Skullcap is used to treat a wide range of nervous conditions, including insomnia, hysteria, and withdrawal. It can also help to relive anxiety in dogs and humans.
Valerian, like skullcap, is an herb that has traditionally been used to treat insomnia, stress and anxiety. In a study comparing the effects of valerian to anti-anxiety medications, they were comparable in relieving anxiety (Shahinfar et al. 2016). Because valerian is a natural herb, it may be more beneficial to use instead of chemical medications to relieve anxiety in dogs.
However, Pet Remedy, a product containing Valerian, vetiver, basil and sage, and applied via a spray, was shown to not reduce the stress response in dogs (Taylor et al. 2016). This indicates that further research on valerian’s ability to relieve anxiety in dogs is necessary.
Zylkene is a natural remedy that helps to relax and calm your pets, particularly in stressful situations, such as thunderstorms and a clinic environment. The active ingredient in zylkene is a refined protein that is typically found in milk that stimulates receptors in the brain.
Numerous studies have looked the effects of Zylkene.
Zylkene was effective in:
- Reducing compulsive behavior (Beata et al. 2007)
- Reducing fear-related aggression (Beata et al. 2007)
- Reducing fear towards unfamiliar humans (Araujo et al. 2010)
- Reducing fear of loud noises and overall anxiety (Mojarrady, 2013)

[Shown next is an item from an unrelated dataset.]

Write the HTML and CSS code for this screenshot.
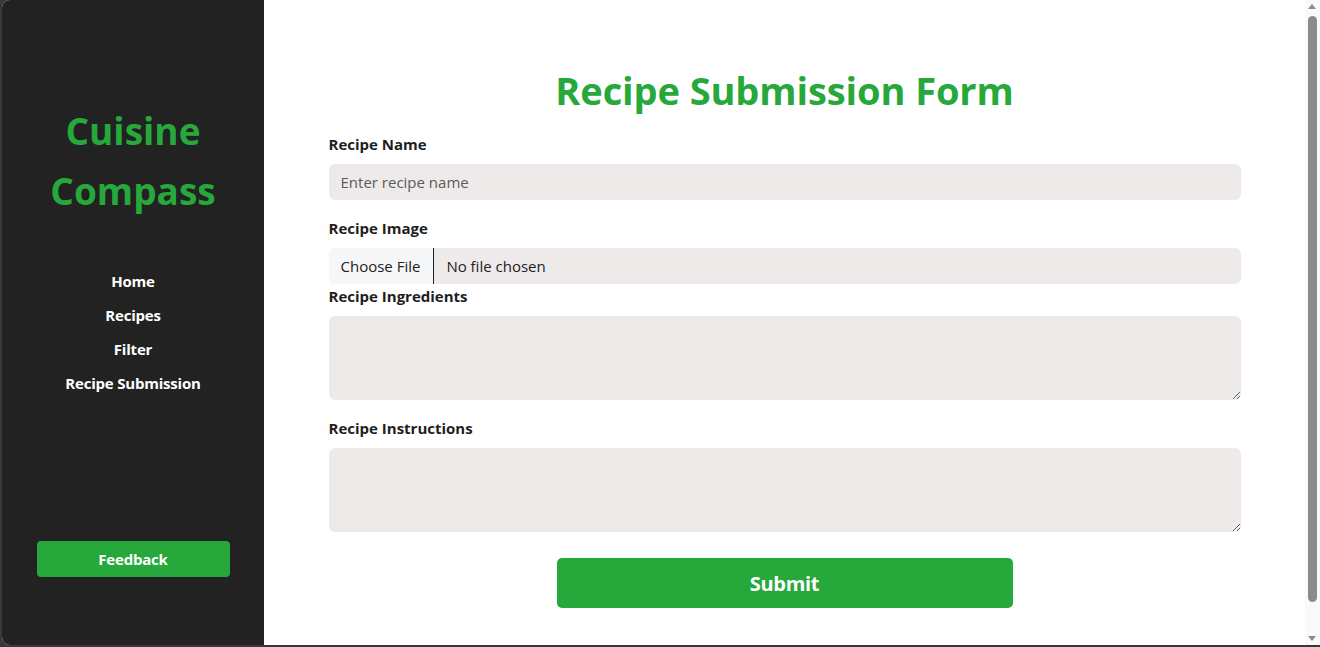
FILE: index.html
```html
<!DOCTYPE html>
<html lang="en">
<head>
<meta charset="utf-8">
<title>Recipe Submission</title>
<link rel="stylesheet" href="styles.css">
</head>
<body>
<div class="frame">
  <div class="app">
    <aside class="sidebar">
      <h1 class="brand">Cuisine<br>Compass</h1>
      <nav class="nav">
        <a href="#">Home</a>
        <a href="#">Recipes</a>
        <a href="#">Filter</a>
        <a href="#">Recipe Submission</a>
      </nav>
      <button class="feedback" type="button">Feedback</button>
    </aside>
    <main class="main">
      <h2 class="title">Recipe Submission Form</h2>
      <form class="form">
        <label class="label" for="name">Recipe Name</label>
        <input class="text-input" id="name" type="text" placeholder="Enter recipe name">
        <label class="label" for="image">Recipe Image</label>
        <input class="file-input" id="image" type="file">
        <label class="label" for="ingredients">Recipe Ingredients</label>
        <textarea class="area" id="ingredients"></textarea>
        <label class="label" for="instructions">Recipe Instructions</label>
        <textarea class="area" id="instructions"></textarea>
        <button class="submit" type="button">Submit</button>
      </form>
    </main>
    <div class="scrollbar">
      <span class="arrow arrow-up"></span>
      <span class="thumb"></span>
      <span class="arrow arrow-down"></span>
    </div>
  </div>
</div>
</body>
</html>
```

FILE: styles.css
```css
* { box-sizing: border-box; }

html, body {
  margin: 0;
  height: 100%;
  overflow: hidden;
}

body {
  background: #383838;
  font-family: "Open Sans", "Noto Sans", sans-serif;
}

.frame {
  height: 647px;
  padding: 0 0 2px 2px;
}

.app {
  position: relative;
  display: flex;
  height: 645px;
  border-radius: 8px 0 0 8px;
  overflow: hidden;
  background: #ffffff;
}

.sidebar {
  width: 262px;
  flex: none;
  background: #222222;
  display: flex;
  flex-direction: column;
  align-items: center;
  padding: 101px 0 68px;
}

.brand {
  margin: 0;
  color: #26a83b;
  font-size: 37px;
  line-height: 60px;
  font-weight: 700;
  text-align: center;
  letter-spacing: 0;
}

.nav {
  margin-top: 50px;
  display: flex;
  flex-direction: column;
  align-items: center;
  gap: 14px;
}

.nav a {
  color: #ffffff;
  text-decoration: none;
  font-size: 15px;
  line-height: 20px;
  font-weight: 700;
  letter-spacing: -0.2px;
}

.feedback {
  margin-top: auto;
  width: 193px;
  height: 36px;
  border: none;
  border-radius: 4px;
  background: #26a83b;
  color: #ffffff;
  font-family: inherit;
  font-size: 15px;
  font-weight: 700;
  letter-spacing: -0.2px;
}

.main {
  flex: 1;
  padding: 66px 0 0;
  margin-right: 15px;
}

.title {
  margin: 0;
  text-align: center;
  color: #26a83b;
  font-size: 38px;
  line-height: 48px;
  font-weight: 700;
  letter-spacing: -0.1px;
}

.form {
  width: 912px;
  margin: 20px auto 0;
  display: flex;
  flex-direction: column;
}

.label {
  color: #1e1e1e;
  font-size: 15px;
  line-height: 20px;
  font-weight: 700;
  letter-spacing: 0;
}

.text-input,
.file-input,
.area {
  width: 100%;
  border: none;
  border-radius: 6px;
  background: #eeeaea;
  font-family: inherit;
  font-size: 15px;
  color: #222;
  outline: none;
}

.text-input {
  height: 36px;
  margin: 10px 0 18px;
  padding: 0 12px;
}

.text-input::placeholder {
  color: #5a5a5a;
}

.file-input {
  height: 36px;
  margin: 10px 0 2px;
  padding: 0;
  overflow: hidden;
}

.file-input::file-selector-button {
  height: 36px;
  margin: 0 12px 0 0;
  padding: 0 13px 0 12px;
  border: none;
  border-right: 1px solid #222;
  background: #f6f7f9;
  color: #222;
  font-family: inherit;
  font-size: 15px;
}

.area {
  height: 84px;
  margin: 10px 0 18px;
  padding: 8px 12px;
  resize: vertical;
  display: block;
}

.submit {
  align-self: center;
  width: 456px;
  height: 50px;
  margin-top: 8px;
  border: none;
  border-radius: 5px;
  background: #26a83b;
  color: #ffffff;
  font-family: inherit;
  font-size: 20px;
  font-weight: 700;
  letter-spacing: -0.3px;
}

.scrollbar {
  position: absolute;
  top: 0;
  right: 0;
  width: 15px;
  height: 100%;
  background: #fafafa;
}

.thumb {
  position: absolute;
  left: 3px;
  top: 16px;
  width: 9px;
  height: 586px;
  border-radius: 5px;
  background: #8b8b8b;
}

.arrow {
  position: absolute;
  left: 3px;
  width: 0;
  height: 0;
  border-left: 4.5px solid transparent;
  border-right: 4.5px solid transparent;
}

.arrow-up {
  top: 4px;
  border-bottom: 5px solid #8b8b8b;
}

.arrow-down {
  bottom: 4px;
  border-top: 5px solid #8b8b8b;
}
```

Anxiety in dogs may seem innocuous at first, but the cascade of emotions and actions that come after can have massive repercussions not only for the health of the dog, but also the health of the relationship with its owner(s). Thanks to medicines helping in treating anxiety in humans, combined with some canine specific solutions, treatments now exist to ease the stress and relieve anxiety in dogs.